Nothing in the data should change when you return it, but leave the pictures out.
=====
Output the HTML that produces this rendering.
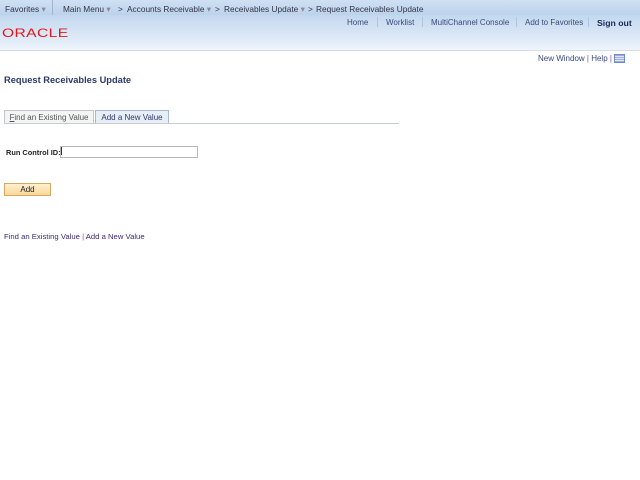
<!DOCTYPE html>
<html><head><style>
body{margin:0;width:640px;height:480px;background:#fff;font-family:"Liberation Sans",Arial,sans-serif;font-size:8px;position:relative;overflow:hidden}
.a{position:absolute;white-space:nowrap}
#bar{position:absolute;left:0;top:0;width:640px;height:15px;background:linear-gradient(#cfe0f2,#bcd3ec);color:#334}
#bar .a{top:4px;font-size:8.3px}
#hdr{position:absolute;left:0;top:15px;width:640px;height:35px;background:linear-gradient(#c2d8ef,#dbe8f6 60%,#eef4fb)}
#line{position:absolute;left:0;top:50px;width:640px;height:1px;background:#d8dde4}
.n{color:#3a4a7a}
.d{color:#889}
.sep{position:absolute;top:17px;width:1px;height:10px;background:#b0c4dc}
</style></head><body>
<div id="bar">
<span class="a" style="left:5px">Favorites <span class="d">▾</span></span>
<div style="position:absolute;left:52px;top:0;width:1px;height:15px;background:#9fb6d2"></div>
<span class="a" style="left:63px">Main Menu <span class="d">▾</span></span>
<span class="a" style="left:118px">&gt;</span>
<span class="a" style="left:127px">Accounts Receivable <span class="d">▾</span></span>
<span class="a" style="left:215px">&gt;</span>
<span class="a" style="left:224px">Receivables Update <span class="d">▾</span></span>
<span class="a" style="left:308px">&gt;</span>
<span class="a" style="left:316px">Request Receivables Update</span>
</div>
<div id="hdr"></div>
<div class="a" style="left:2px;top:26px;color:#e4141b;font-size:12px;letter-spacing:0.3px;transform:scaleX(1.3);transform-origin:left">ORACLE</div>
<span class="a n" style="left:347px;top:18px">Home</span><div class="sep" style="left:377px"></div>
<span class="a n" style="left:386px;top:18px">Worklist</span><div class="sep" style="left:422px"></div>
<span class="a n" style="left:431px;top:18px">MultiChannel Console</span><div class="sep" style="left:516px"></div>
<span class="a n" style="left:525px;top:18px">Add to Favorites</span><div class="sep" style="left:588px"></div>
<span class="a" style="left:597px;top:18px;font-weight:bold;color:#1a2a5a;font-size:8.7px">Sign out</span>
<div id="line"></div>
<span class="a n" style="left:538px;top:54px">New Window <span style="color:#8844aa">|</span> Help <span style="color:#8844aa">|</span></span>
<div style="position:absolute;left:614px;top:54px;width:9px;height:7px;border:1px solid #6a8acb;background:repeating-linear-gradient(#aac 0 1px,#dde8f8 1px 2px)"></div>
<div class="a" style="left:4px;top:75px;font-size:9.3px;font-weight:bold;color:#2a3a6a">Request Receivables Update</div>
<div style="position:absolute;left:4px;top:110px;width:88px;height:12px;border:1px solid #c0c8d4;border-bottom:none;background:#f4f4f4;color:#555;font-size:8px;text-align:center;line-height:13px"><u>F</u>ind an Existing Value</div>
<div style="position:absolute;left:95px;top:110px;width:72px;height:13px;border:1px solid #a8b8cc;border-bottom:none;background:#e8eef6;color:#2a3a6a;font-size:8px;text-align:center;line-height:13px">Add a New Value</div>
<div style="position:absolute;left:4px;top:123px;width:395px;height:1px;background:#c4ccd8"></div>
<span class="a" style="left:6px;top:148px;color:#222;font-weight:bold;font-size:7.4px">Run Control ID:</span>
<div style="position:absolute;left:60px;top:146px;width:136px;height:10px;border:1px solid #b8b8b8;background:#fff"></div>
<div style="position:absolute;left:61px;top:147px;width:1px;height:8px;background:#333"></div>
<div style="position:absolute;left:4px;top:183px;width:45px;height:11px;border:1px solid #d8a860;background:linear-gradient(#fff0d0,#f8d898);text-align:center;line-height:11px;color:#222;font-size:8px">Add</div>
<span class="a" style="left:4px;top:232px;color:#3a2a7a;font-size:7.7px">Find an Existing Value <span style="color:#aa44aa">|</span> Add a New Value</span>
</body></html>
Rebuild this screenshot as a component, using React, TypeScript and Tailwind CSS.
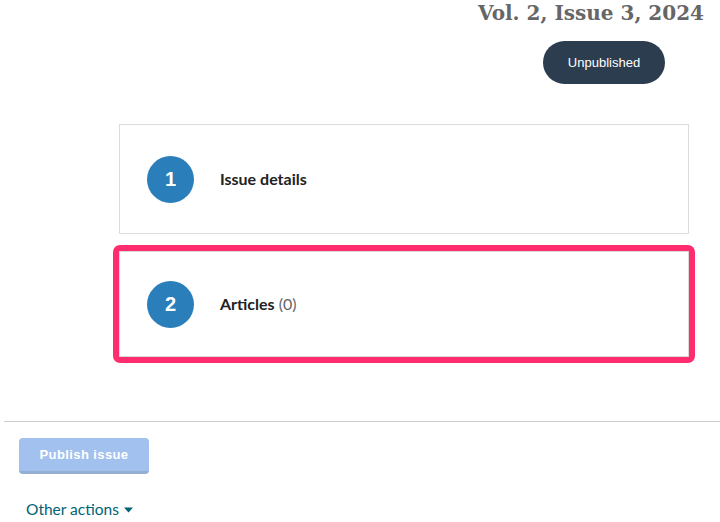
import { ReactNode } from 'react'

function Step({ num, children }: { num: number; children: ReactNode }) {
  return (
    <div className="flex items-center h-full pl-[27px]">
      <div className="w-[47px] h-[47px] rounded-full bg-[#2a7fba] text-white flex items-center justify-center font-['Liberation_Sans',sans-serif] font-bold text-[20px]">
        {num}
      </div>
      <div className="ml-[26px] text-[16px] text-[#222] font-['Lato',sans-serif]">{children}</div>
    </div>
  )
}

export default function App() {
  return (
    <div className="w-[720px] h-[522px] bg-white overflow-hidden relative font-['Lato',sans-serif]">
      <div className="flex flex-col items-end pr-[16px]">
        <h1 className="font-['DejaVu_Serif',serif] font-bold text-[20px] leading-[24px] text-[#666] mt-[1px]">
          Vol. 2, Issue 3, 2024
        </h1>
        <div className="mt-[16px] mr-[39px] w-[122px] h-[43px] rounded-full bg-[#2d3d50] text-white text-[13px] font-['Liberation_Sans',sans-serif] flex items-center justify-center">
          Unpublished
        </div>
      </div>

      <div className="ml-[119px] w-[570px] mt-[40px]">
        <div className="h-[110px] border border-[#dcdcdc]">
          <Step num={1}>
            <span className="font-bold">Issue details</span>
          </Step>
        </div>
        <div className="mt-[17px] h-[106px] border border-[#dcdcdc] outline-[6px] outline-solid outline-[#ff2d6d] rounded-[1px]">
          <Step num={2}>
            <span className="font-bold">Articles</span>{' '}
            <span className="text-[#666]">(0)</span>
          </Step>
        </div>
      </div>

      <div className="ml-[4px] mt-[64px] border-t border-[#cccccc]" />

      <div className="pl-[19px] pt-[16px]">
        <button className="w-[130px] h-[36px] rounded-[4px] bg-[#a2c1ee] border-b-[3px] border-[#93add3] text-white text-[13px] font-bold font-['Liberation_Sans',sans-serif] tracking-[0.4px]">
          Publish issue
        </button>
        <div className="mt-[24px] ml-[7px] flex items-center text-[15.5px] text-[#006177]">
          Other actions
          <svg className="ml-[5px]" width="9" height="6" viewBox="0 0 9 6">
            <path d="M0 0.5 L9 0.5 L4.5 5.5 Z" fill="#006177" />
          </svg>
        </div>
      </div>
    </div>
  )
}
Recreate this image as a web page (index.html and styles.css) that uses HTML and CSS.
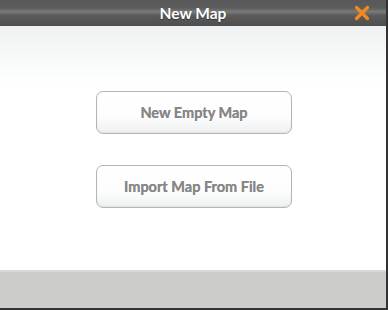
=====
§ Expected output:
Output the HTML that produces this rendering.
<!DOCTYPE html>
<html><head><style>
body{margin:0;width:640px;height:480px;background:#fff;font-family:"Liberation Sans",Arial,sans-serif;font-size:8px;position:relative;overflow:hidden}
.a{position:absolute;white-space:nowrap}
#bar{position:absolute;left:0;top:0;width:640px;height:15px;background:linear-gradient(#cfe0f2,#bcd3ec);color:#334}
#bar .a{top:4px;font-size:8.3px}
#hdr{position:absolute;left:0;top:15px;width:640px;height:35px;background:linear-gradient(#c2d8ef,#dbe8f6 60%,#eef4fb)}
#line{position:absolute;left:0;top:50px;width:640px;height:1px;background:#d8dde4}
.n{color:#3a4a7a}
.d{color:#889}
.sep{position:absolute;top:17px;width:1px;height:10px;background:#b0c4dc}
</style></head><body>
<div id="bar">
<span class="a" style="left:5px">Favorites <span class="d">▾</span></span>
<div style="position:absolute;left:52px;top:0;width:1px;height:15px;background:#9fb6d2"></div>
<span class="a" style="left:63px">Main Menu <span class="d">▾</span></span>
<span class="a" style="left:118px">&gt;</span>
<span class="a" style="left:127px">Accounts Receivable <span class="d">▾</span></span>
<span class="a" style="left:215px">&gt;</span>
<span class="a" style="left:224px">Receivables Update <span class="d">▾</span></span>
<span class="a" style="left:308px">&gt;</span>
<span class="a" style="left:316px">Request Receivables Update</span>
</div>
<div id="hdr"></div>
<div class="a" style="left:2px;top:26px;color:#e4141b;font-size:12px;letter-spacing:0.3px;transform:scaleX(1.3);transform-origin:left">ORACLE</div>
<span class="a n" style="left:347px;top:18px">Home</span><div class="sep" style="left:377px"></div>
<span class="a n" style="left:386px;top:18px">Worklist</span><div class="sep" style="left:422px"></div>
<span class="a n" style="left:431px;top:18px">MultiChannel Console</span><div class="sep" style="left:516px"></div>
<span class="a n" style="left:525px;top:18px">Add to Favorites</span><div class="sep" style="left:588px"></div>
<span class="a" style="left:597px;top:18px;font-weight:bold;color:#1a2a5a;font-size:8.7px">Sign out</span>
<div id="line"></div>
<span class="a n" style="left:538px;top:54px">New Window <span style="color:#8844aa">|</span> Help <span style="color:#8844aa">|</span></span>
<div style="position:absolute;left:614px;top:54px;width:9px;height:7px;border:1px solid #6a8acb;background:repeating-linear-gradient(#aac 0 1px,#dde8f8 1px 2px)"></div>
<div class="a" style="left:4px;top:75px;font-size:9.3px;font-weight:bold;color:#2a3a6a">Request Receivables Update</div>
<div style="position:absolute;left:4px;top:110px;width:88px;height:12px;border:1px solid #c0c8d4;border-bottom:none;background:#f4f4f4;color:#555;font-size:8px;text-align:center;line-height:13px"><u>F</u>ind an Existing Value</div>
<div style="position:absolute;left:95px;top:110px;width:72px;height:13px;border:1px solid #a8b8cc;border-bottom:none;background:#e8eef6;color:#2a3a6a;font-size:8px;text-align:center;line-height:13px">Add a New Value</div>
<div style="position:absolute;left:4px;top:123px;width:395px;height:1px;background:#c4ccd8"></div>
<span class="a" style="left:6px;top:148px;color:#222;font-weight:bold;font-size:7.4px">Run Control ID:</span>
<div style="position:absolute;left:60px;top:146px;width:136px;height:10px;border:1px solid #b8b8b8;background:#fff"></div>
<div style="position:absolute;left:61px;top:147px;width:1px;height:8px;background:#333"></div>
<div style="position:absolute;left:4px;top:183px;width:45px;height:11px;border:1px solid #d8a860;background:linear-gradient(#fff0d0,#f8d898);text-align:center;line-height:11px;color:#222;font-size:8px">Add</div>
<span class="a" style="left:4px;top:232px;color:#3a2a7a;font-size:7.7px">Find an Existing Value <span style="color:#aa44aa">|</span> Add a New Value</span>
</body></html>
Rebuild this screenshot as a component, using React, TypeScript and Tailwind CSS.
import { ReactNode } from 'react'

function Step({ num, children }: { num: number; children: ReactNode }) {
  return (
    <div className="flex items-center h-full pl-[27px]">
      <div className="w-[47px] h-[47px] rounded-full bg-[#2a7fba] text-white flex items-center justify-center font-['Liberation_Sans',sans-serif] font-bold text-[20px]">
        {num}
      </div>
      <div className="ml-[26px] text-[16px] text-[#222] font-['Lato',sans-serif]">{children}</div>
    </div>
  )
}

export default function App() {
  return (
    <div className="w-[720px] h-[522px] bg-white overflow-hidden relative font-['Lato',sans-serif]">
      <div className="flex flex-col items-end pr-[16px]">
        <h1 className="font-['DejaVu_Serif',serif] font-bold text-[20px] leading-[24px] text-[#666] mt-[1px]">
          Vol. 2, Issue 3, 2024
        </h1>
        <div className="mt-[16px] mr-[39px] w-[122px] h-[43px] rounded-full bg-[#2d3d50] text-white text-[13px] font-['Liberation_Sans',sans-serif] flex items-center justify-center">
          Unpublished
        </div>
      </div>

      <div className="ml-[119px] w-[570px] mt-[40px]">
        <div className="h-[110px] border border-[#dcdcdc]">
          <Step num={1}>
            <span className="font-bold">Issue details</span>
          </Step>
        </div>
        <div className="mt-[17px] h-[106px] border border-[#dcdcdc] outline-[6px] outline-solid outline-[#ff2d6d] rounded-[1px]">
          <Step num={2}>
            <span className="font-bold">Articles</span>{' '}
            <span className="text-[#666]">(0)</span>
          </Step>
        </div>
      </div>

      <div className="ml-[4px] mt-[64px] border-t border-[#cccccc]" />

      <div className="pl-[19px] pt-[16px]">
        <button className="w-[130px] h-[36px] rounded-[4px] bg-[#a2c1ee] border-b-[3px] border-[#93add3] text-white text-[13px] font-bold font-['Liberation_Sans',sans-serif] tracking-[0.4px]">
          Publish issue
        </button>
        <div className="mt-[24px] ml-[7px] flex items-center text-[15.5px] text-[#006177]">
          Other actions
          <svg className="ml-[5px]" width="9" height="6" viewBox="0 0 9 6">
            <path d="M0 0.5 L9 0.5 L4.5 5.5 Z" fill="#006177" />
          </svg>
        </div>
      </div>
    </div>
  )
}
Recreate this image as a web page (index.html and styles.css) that uses HTML and CSS.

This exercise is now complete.